(Task brief): Scan the records for the string "index"; copy each line where it occurs.

(Web page code records):
# # # # #

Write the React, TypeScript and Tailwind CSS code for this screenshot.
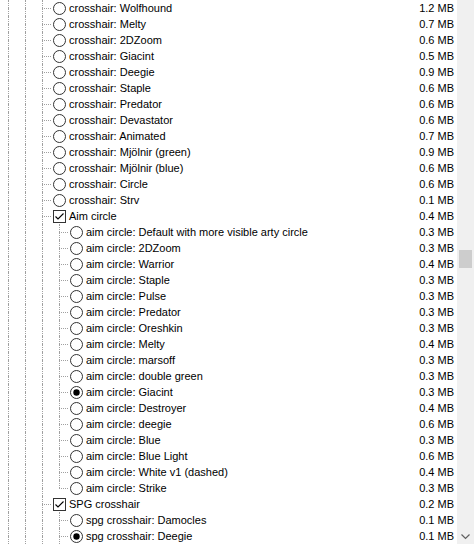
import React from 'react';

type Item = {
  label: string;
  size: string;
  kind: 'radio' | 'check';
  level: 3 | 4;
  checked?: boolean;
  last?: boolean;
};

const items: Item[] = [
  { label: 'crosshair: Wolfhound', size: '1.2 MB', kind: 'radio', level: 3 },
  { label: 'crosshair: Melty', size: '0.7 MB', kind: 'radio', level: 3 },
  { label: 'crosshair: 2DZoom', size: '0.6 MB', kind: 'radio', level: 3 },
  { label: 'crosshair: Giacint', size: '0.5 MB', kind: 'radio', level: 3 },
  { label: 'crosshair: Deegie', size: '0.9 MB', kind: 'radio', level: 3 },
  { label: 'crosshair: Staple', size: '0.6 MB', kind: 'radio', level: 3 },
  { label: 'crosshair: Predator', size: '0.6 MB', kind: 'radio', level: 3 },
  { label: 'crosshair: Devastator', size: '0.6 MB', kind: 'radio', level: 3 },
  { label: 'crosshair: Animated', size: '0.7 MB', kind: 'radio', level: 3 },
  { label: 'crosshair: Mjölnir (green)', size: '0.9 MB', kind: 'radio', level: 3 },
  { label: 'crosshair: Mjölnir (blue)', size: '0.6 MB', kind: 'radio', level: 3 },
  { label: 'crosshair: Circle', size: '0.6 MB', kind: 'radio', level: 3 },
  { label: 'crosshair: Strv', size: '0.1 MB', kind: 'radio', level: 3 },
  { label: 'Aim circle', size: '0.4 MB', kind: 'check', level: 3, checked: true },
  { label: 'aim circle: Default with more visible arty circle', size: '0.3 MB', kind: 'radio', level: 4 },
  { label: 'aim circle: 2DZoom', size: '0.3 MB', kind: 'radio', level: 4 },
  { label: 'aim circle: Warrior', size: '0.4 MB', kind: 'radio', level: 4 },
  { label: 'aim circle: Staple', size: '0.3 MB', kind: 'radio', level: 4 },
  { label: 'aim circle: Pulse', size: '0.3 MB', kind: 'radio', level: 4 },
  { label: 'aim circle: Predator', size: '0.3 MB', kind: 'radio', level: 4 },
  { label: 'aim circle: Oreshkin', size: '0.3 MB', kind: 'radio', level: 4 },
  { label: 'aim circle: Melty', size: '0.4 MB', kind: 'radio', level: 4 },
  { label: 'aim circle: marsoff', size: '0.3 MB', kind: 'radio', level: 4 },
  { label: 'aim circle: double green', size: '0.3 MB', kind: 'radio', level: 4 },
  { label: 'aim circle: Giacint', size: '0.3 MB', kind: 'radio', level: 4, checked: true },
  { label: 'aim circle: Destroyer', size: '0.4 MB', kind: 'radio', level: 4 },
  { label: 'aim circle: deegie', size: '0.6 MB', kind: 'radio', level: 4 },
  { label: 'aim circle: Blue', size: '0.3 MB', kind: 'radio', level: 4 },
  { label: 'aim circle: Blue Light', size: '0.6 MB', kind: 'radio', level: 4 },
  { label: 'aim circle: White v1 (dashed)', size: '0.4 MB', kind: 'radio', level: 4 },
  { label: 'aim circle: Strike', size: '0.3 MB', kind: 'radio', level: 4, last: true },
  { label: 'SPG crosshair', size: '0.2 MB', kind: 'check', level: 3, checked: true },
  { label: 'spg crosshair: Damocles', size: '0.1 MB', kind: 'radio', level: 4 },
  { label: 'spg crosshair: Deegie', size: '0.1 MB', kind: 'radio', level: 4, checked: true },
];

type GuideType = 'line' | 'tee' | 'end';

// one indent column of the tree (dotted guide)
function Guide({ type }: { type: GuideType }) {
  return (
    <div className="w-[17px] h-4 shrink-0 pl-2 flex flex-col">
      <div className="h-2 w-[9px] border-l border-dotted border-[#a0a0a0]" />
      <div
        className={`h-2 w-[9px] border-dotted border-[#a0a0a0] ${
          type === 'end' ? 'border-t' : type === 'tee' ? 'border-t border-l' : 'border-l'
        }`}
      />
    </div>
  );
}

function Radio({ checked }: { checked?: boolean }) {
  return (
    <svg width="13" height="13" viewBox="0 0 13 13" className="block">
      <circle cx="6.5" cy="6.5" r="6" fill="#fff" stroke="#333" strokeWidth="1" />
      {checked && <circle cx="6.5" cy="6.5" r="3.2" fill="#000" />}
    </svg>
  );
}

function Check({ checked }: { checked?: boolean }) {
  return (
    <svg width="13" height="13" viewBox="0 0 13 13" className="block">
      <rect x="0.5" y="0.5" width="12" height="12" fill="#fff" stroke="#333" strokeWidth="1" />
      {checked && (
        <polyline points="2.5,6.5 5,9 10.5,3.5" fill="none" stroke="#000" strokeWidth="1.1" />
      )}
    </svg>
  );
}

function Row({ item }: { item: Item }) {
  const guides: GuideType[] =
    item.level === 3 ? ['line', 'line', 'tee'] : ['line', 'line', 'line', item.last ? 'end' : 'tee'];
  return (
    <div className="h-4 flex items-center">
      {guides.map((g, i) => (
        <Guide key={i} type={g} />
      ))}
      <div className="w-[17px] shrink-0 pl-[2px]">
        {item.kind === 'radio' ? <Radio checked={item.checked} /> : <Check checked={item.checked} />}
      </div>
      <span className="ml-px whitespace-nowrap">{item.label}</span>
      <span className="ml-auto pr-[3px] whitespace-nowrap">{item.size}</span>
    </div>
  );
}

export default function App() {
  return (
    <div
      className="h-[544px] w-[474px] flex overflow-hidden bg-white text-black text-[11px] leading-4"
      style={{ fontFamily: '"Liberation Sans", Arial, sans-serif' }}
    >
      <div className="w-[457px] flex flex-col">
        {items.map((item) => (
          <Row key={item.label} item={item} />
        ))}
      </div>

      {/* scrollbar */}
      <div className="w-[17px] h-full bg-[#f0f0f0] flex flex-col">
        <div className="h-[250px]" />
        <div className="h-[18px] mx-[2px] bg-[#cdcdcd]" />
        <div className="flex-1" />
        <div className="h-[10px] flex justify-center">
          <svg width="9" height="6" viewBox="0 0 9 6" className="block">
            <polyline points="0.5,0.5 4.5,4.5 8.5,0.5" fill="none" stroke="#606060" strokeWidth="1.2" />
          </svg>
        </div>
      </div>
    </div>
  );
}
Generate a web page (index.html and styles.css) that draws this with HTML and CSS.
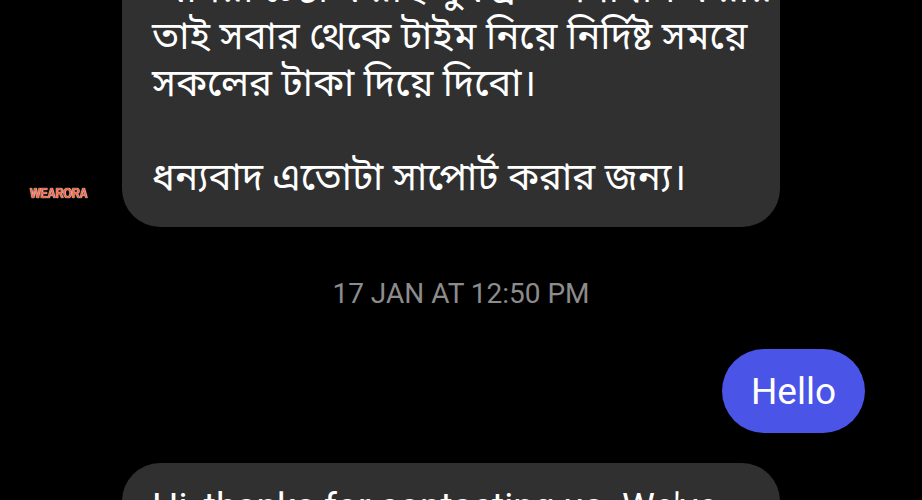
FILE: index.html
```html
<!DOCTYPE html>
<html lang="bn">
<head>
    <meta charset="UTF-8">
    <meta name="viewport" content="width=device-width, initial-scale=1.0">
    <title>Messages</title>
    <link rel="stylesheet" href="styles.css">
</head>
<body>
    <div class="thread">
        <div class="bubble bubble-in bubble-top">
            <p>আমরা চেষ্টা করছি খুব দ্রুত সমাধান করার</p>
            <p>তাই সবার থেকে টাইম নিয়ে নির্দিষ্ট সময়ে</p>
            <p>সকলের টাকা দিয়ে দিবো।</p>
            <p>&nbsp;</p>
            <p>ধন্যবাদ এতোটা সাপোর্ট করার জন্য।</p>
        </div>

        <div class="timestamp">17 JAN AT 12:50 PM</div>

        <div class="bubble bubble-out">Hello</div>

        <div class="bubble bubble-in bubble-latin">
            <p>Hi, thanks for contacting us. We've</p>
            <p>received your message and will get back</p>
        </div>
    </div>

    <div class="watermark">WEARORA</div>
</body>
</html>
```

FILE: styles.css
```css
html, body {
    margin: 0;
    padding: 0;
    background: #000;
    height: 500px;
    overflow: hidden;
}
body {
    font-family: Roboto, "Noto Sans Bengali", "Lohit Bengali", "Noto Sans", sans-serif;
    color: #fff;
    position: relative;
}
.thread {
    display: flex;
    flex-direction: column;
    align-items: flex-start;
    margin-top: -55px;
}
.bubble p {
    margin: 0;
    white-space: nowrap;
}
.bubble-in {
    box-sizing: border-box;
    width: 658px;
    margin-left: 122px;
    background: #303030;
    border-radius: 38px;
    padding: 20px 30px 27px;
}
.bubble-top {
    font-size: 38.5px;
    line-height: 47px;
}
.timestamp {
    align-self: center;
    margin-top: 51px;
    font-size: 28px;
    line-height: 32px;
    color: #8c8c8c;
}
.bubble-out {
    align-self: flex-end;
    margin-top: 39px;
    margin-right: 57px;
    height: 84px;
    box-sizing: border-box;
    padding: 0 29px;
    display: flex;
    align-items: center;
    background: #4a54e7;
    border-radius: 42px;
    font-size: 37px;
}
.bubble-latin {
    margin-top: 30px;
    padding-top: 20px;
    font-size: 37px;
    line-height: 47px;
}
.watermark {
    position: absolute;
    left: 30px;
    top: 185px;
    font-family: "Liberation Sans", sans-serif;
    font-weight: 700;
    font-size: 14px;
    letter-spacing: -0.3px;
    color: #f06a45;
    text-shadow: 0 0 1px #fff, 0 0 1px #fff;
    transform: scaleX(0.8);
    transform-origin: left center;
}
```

# # # # #

(Result):
Generate a web page (index.html and styles.css) that draws this with HTML and CSS.
FILE: index.html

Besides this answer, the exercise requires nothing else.